◆ **THE RECORDS**
◇ ◇ ◇
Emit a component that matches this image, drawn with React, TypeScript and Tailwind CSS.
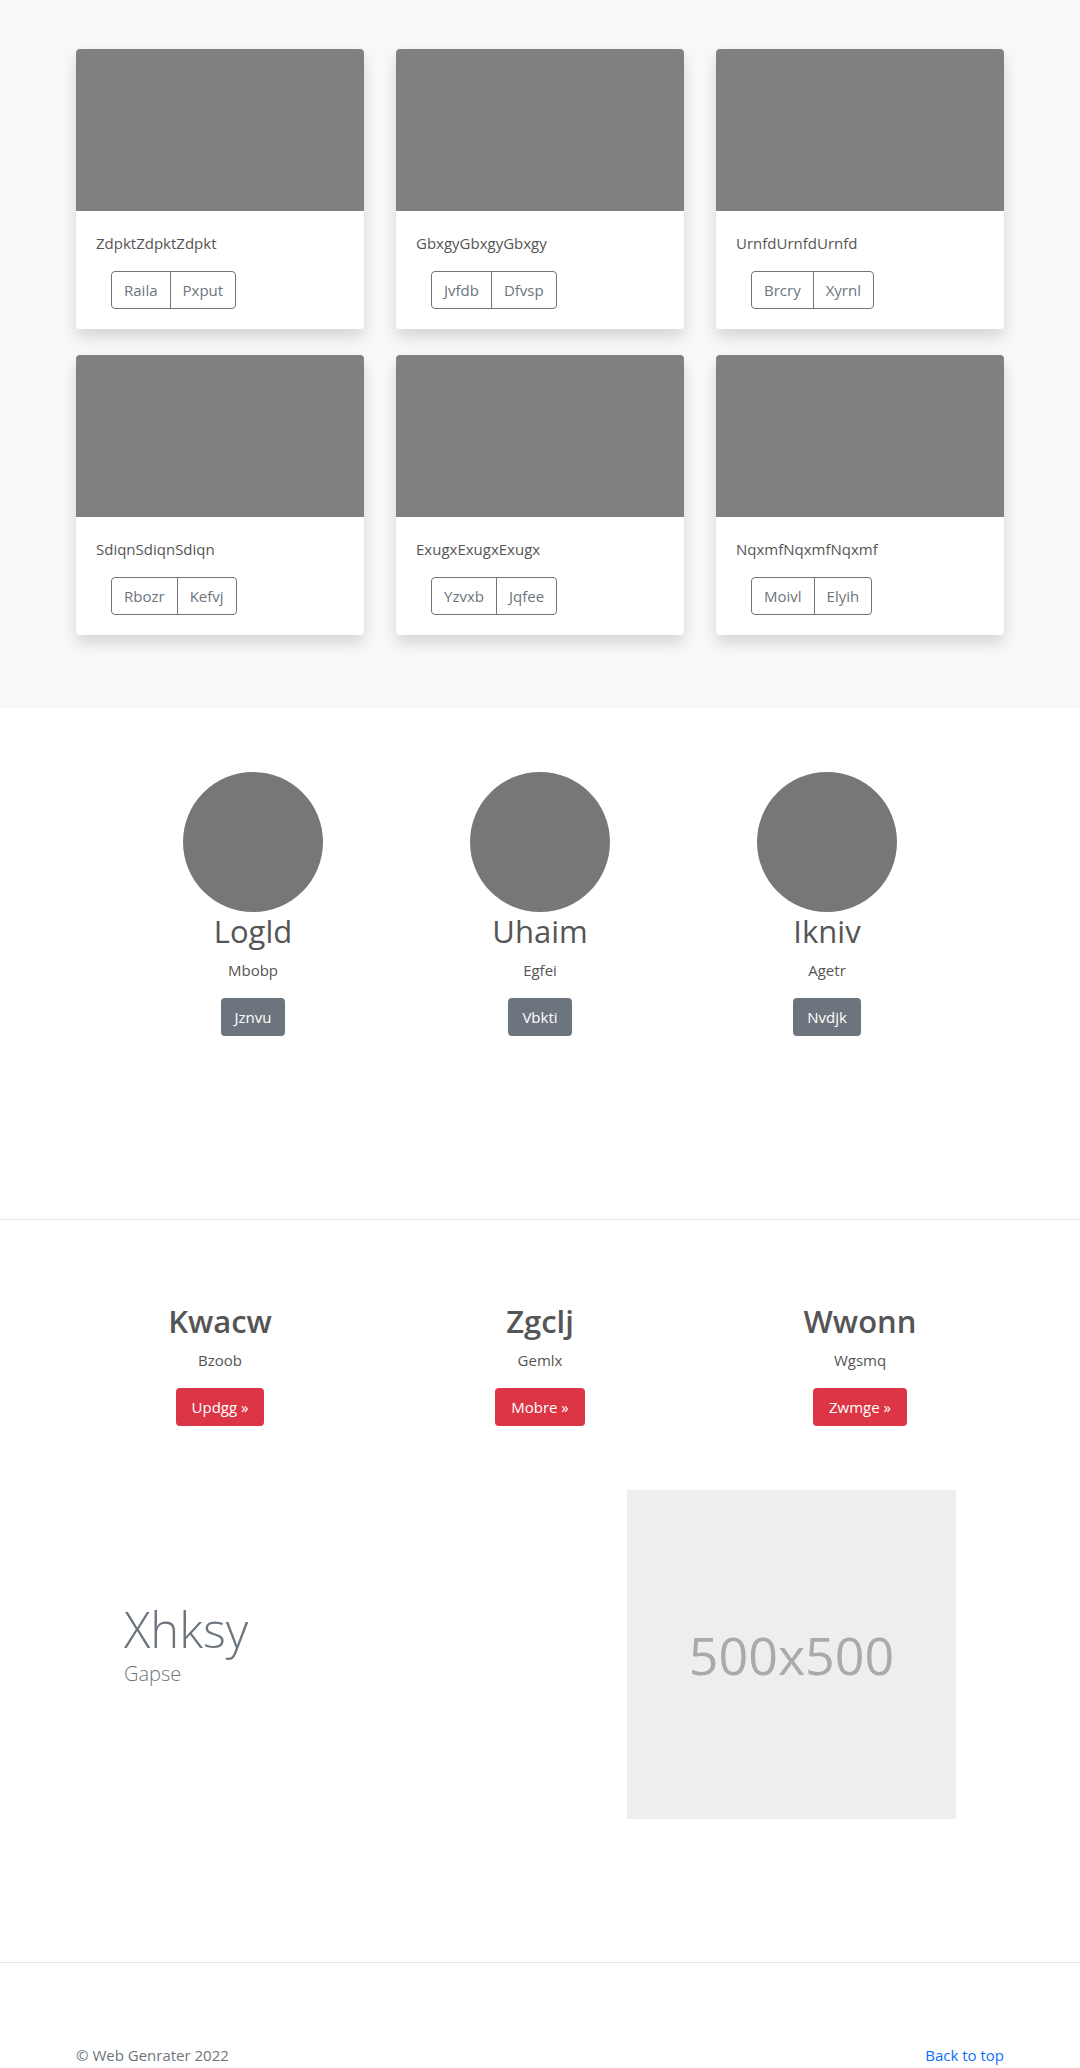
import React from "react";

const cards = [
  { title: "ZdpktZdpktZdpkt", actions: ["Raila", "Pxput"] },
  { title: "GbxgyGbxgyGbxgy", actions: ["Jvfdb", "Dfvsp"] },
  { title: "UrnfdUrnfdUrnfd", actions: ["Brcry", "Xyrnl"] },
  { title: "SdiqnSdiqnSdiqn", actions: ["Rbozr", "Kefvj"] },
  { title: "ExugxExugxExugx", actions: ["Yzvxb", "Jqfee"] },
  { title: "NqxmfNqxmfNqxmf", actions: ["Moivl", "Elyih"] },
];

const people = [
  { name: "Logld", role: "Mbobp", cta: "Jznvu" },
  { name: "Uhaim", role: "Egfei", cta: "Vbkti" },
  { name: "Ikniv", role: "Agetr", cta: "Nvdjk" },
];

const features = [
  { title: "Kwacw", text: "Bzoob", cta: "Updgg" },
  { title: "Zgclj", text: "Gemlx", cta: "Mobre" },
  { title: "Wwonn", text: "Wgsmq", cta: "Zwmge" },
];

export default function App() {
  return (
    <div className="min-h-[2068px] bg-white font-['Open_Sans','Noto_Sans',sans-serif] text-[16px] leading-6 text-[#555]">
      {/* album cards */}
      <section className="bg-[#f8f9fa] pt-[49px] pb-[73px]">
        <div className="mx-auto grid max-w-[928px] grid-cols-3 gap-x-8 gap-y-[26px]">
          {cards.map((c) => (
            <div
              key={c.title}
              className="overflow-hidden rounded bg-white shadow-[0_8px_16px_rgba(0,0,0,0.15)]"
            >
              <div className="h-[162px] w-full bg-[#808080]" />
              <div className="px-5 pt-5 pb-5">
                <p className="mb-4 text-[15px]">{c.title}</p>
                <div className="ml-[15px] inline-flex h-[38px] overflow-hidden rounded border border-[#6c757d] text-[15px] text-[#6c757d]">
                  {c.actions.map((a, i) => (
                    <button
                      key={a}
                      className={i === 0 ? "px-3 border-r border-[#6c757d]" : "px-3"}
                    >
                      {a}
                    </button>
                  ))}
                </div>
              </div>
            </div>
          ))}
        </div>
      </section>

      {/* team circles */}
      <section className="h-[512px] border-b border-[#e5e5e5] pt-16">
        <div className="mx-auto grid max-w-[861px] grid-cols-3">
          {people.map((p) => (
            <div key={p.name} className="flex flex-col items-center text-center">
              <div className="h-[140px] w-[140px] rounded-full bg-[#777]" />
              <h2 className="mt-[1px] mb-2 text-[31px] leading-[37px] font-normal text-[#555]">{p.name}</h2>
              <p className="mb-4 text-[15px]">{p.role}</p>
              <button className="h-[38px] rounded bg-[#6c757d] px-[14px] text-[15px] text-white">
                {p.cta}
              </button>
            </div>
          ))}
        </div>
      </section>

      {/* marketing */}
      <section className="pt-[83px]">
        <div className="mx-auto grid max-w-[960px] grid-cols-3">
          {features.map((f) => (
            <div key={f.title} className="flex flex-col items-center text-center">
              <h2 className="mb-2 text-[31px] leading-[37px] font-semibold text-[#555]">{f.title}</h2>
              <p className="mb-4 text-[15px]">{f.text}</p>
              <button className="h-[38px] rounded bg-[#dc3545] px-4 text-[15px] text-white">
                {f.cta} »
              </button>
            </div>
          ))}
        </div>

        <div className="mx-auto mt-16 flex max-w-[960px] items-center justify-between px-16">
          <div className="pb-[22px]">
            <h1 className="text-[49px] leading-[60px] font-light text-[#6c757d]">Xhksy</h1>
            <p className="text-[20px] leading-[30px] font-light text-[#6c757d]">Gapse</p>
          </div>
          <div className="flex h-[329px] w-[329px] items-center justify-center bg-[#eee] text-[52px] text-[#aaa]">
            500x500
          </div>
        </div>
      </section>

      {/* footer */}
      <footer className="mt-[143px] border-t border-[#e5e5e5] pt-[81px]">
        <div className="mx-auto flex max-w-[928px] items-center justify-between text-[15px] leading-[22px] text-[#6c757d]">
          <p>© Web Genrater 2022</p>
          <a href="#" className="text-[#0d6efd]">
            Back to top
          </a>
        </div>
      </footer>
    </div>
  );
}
◇ ◇ ◇
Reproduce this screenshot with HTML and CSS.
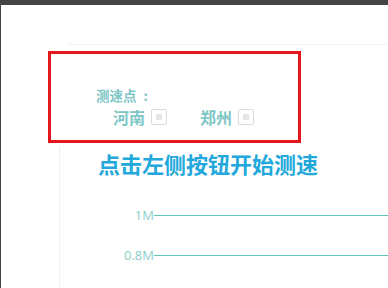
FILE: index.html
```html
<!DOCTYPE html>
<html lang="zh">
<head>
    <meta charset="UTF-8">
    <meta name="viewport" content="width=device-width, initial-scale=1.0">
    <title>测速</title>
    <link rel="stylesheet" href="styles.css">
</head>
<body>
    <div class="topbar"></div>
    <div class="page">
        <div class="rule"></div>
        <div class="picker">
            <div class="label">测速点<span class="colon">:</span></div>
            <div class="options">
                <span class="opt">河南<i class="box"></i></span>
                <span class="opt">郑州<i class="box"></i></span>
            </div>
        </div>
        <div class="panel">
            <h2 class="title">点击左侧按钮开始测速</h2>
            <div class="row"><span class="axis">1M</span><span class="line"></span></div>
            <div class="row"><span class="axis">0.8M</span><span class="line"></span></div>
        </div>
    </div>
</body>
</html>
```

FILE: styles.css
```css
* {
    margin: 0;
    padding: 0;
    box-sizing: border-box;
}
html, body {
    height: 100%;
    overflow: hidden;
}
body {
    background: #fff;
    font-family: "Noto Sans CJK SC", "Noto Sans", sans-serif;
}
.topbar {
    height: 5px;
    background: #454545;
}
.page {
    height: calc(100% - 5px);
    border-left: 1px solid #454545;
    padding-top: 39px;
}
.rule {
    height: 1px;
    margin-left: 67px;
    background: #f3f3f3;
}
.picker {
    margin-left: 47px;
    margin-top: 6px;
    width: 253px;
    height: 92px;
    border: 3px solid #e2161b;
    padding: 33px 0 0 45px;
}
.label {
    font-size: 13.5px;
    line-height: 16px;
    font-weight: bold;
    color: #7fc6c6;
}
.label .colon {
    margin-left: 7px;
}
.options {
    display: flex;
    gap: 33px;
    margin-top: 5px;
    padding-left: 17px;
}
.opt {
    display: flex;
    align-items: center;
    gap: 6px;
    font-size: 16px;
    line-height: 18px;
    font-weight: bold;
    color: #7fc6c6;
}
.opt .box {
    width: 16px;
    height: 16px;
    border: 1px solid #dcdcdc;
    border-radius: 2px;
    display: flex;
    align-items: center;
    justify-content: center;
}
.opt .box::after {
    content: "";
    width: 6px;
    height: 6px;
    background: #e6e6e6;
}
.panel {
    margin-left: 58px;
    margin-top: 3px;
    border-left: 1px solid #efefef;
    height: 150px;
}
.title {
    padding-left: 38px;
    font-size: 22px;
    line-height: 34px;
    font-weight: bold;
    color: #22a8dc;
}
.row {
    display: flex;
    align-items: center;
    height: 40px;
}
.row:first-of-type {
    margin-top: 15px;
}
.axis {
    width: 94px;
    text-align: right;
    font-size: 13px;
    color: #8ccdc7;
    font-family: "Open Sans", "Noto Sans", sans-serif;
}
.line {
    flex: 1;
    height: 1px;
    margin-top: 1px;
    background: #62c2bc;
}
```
◇ ◇ ◇
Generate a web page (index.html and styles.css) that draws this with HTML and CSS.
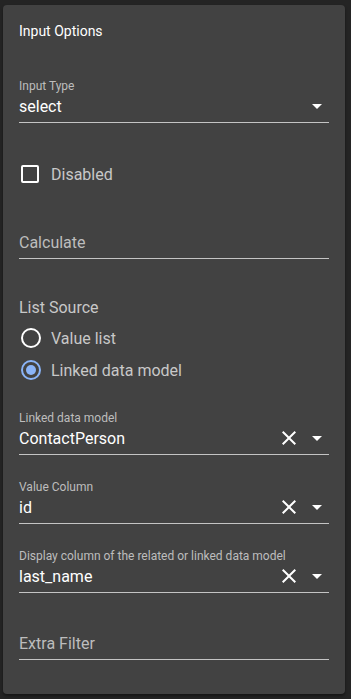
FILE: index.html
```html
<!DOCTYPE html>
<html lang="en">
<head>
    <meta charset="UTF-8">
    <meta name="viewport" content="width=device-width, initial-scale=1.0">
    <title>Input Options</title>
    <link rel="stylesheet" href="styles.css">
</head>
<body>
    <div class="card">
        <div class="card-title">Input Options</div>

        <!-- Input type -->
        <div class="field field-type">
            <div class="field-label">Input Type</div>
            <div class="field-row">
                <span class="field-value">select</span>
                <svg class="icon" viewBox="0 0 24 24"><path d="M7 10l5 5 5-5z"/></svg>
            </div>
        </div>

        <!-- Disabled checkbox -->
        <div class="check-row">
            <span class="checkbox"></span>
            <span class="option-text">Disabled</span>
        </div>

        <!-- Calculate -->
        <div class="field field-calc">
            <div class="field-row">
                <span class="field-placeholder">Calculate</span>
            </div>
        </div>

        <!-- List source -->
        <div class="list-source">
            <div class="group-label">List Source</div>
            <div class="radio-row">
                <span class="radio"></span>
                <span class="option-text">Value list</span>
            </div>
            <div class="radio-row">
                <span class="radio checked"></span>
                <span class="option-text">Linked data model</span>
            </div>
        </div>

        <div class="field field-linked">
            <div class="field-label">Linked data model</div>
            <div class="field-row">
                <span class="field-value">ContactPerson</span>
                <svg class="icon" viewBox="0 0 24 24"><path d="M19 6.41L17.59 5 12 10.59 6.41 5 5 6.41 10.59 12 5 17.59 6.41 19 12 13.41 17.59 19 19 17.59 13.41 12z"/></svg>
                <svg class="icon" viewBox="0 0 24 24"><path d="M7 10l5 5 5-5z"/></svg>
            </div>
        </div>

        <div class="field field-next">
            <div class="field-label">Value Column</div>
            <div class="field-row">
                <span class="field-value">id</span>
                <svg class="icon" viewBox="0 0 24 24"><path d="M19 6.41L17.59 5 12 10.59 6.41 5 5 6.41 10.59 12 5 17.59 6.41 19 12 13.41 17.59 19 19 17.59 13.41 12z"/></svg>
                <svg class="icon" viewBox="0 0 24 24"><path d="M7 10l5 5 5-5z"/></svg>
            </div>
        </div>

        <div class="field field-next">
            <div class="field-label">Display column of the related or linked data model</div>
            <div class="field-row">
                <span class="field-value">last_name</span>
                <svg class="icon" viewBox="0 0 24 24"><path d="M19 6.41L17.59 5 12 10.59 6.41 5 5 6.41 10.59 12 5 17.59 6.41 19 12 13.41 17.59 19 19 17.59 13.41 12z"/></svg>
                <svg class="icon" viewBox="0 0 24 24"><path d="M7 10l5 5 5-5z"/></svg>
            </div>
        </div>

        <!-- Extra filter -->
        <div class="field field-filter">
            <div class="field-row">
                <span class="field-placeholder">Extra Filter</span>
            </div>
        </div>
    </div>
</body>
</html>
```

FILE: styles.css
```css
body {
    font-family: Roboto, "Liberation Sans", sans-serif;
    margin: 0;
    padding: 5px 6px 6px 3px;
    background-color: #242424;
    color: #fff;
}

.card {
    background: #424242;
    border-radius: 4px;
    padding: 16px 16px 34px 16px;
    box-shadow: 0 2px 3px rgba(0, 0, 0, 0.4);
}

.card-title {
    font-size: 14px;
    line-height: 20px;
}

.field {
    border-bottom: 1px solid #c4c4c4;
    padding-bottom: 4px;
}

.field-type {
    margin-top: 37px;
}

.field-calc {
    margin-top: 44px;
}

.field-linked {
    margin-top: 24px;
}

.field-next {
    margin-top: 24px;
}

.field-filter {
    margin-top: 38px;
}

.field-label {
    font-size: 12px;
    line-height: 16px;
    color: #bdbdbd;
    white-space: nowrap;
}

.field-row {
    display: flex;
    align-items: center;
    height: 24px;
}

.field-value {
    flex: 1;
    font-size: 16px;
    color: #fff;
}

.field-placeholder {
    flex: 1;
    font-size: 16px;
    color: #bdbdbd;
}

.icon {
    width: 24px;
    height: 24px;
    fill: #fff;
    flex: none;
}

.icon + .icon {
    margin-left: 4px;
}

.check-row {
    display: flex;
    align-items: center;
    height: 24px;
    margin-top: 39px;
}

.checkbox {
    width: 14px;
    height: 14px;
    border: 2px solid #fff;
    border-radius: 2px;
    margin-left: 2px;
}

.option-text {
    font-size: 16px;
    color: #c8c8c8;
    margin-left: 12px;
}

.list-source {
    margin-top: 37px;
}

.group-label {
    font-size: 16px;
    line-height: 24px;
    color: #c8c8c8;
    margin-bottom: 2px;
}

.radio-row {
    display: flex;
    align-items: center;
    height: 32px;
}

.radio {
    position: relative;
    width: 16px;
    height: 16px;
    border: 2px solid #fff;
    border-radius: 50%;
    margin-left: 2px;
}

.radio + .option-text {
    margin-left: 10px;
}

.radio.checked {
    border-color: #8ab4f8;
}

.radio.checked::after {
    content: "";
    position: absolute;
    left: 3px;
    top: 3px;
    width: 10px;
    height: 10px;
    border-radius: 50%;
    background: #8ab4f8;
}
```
◇ ◇ ◇
◆ **YOUR INSTRUCTIONS**
From the records above, copy only the lines running from the line holding "Emit a component" through the line holding "import React from", with no pictures.

◆ **EXPECTED ANSWER**
Emit a component that matches this image, drawn with React, TypeScript and Tailwind CSS.
import React from "react";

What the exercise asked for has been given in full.